In a post from 2020, Gascón shared a photo of a Muslim family eating dinner, including a woman wearing a burqa. “How DEEPLY DISGUSTING OF HUMANITY,” her post said. In 2021, she wrote that “the West should ban Islam.”
Variety reported that in 2021, the year that Chloé Zhao’s “Nomadland” won best picture at the Oscars, Gascón posted, “More and more the #Oscars are looking like a ceremony for independent and protest films, I didn’t know if I was watching an Afro-Korean festival, a Black Lives Matter demonstration or the 8M. Apart from that, an ugly, ugly gala.”
Gascón also shared a long thread about George Floyd following Floyd’s murder by a police officer in 2020.
“I really think that very few people ever cared about George Floyd, a drug addict swindler, but his death has served to once again demonstrate that there are people who still consider black people to be monkeys without rights and consider policemen to be assassins,” she wrote. “They’re all wrong.”
The uproar was immediate. Hours later, Gascón issued an apology that read in part, “As someone in a marginalized community, I know this suffering all too well and I am deeply sorry to those I have caused pain. All my life I have fought for a better world.

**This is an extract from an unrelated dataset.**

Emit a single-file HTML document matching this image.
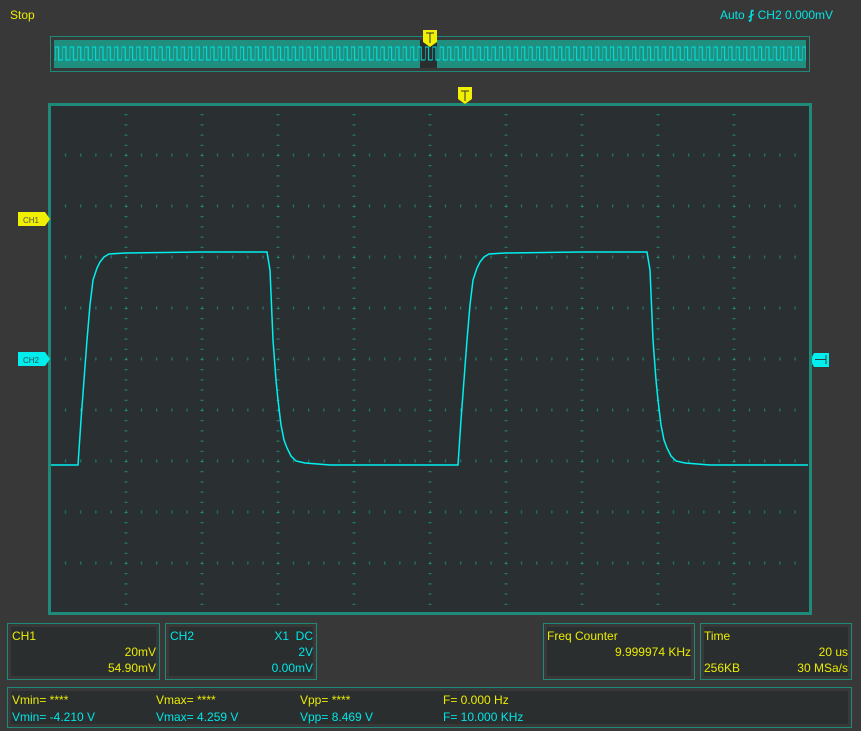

I believe light will always triumph over darkness.”
On Friday morning, Gascón deactivated her X account. Several hours later, Gascón shared a lengthy statement with the Hollywood Reporter explaining her decision to deactivate her account, saying that she “can no longer allow this campaign of hate and misinformation to affect neither my family nor me anymore.”
“I am a human being who also made, makes and will make mistakes from which I will learn,” she wrote. “I am not perfect. Taking my words out of context or manipulating them to hurt me is something I am not responsible for.”
“Emilia Pérez” tells the story of a fictional Mexican drug trafficker nicknamed Manitas del Monte (Gascón), who leaves behind a life of crime by becoming a transgender woman and activist. But problems arise due to Manitas’ uncontrollable jealousy toward her ex-wife Jessi (Gomez).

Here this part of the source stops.